New land grabs in Durban's Cato Crest informal settlement
Fed up with the slow pace of housing delivery, hundreds of people have invaded vacant state land earmarked for a low-cost housing project in the Cato Crest informal settlement in Durban.
The residents descended on land in Mary Thipe Road, which boarders Mayville and Manor Gardens, on Monday and Tuesday and started clearing the bushes and allocating themselves plots to start building shacks.
While many residents were not willing to be interviewed or photographed, Happy Zwane told TimesLIVE that she was clearing the bush so that she could build her two children a home to leave them with when she dies.
"I have two children and I'm not married and I want to clear a plot for them so that when I die they would have a place to live. I don't have a place of my own because I don't own the place I live in. So I want to live my children with a home," she said.
Others complained about being used as voting fodder by political parties and blamed the ANC for failing to deliver the houses for them since the beginning of democracy.
Local community leader Thulani Ndlovu said as much as he does not sanction illegal land grabs, there is little he can do because residents have been complaining for years about a lack of adequate housing, but nothing is being done to address the issue.
"At the end of the day, we end up with a situation like this because those things that are supposed to be done, have not been done for more than five years. And what do you do when people have been complaining about this issue? Some people even die complaining about the same issue," he said.
Ndlovu said the eThekwini municipality had promised that it would build 75 low-cost units in the area but he did not know what had caused the delay.
On Tuesday, the residents cut swathes of grass and demarcated areas under the watch of Durban metro police and later the Public Order Policing unit.
The municipality's spokesman Msawakhe Mayisela confirmed that they were aware of the invasions and were "doing everything in our power to stop them".

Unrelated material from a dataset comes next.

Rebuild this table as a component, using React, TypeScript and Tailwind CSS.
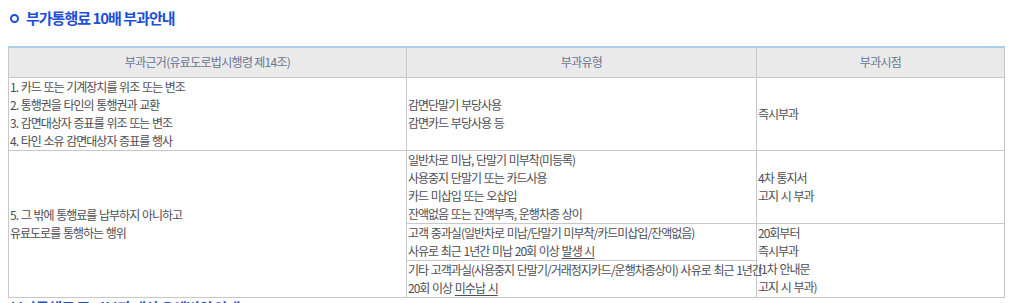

He said the land that the residents were invading "cannot be developed for housing purposes as unstable soil makes it unsafe".
"More than 100 houses have been built in Cato Crest, but the influx of people to the area has meant that land is not available for housing development, and the number of families waiting for houses continues to grow."
Mayisela said they were looking at alternative measures to address land invasion.
"We are a caring municipality, but we cannot allow lawlessness to prevail. In as much as we recognise and protect human rights, we also have an obligation to protect community interests."
EThekwini mayor Zandile Gumede has previously urged residents to be patient while the city worked to find suitable land and funding for low-cost housing for them. The municipality was not immediately available for comment on the latest land invasion.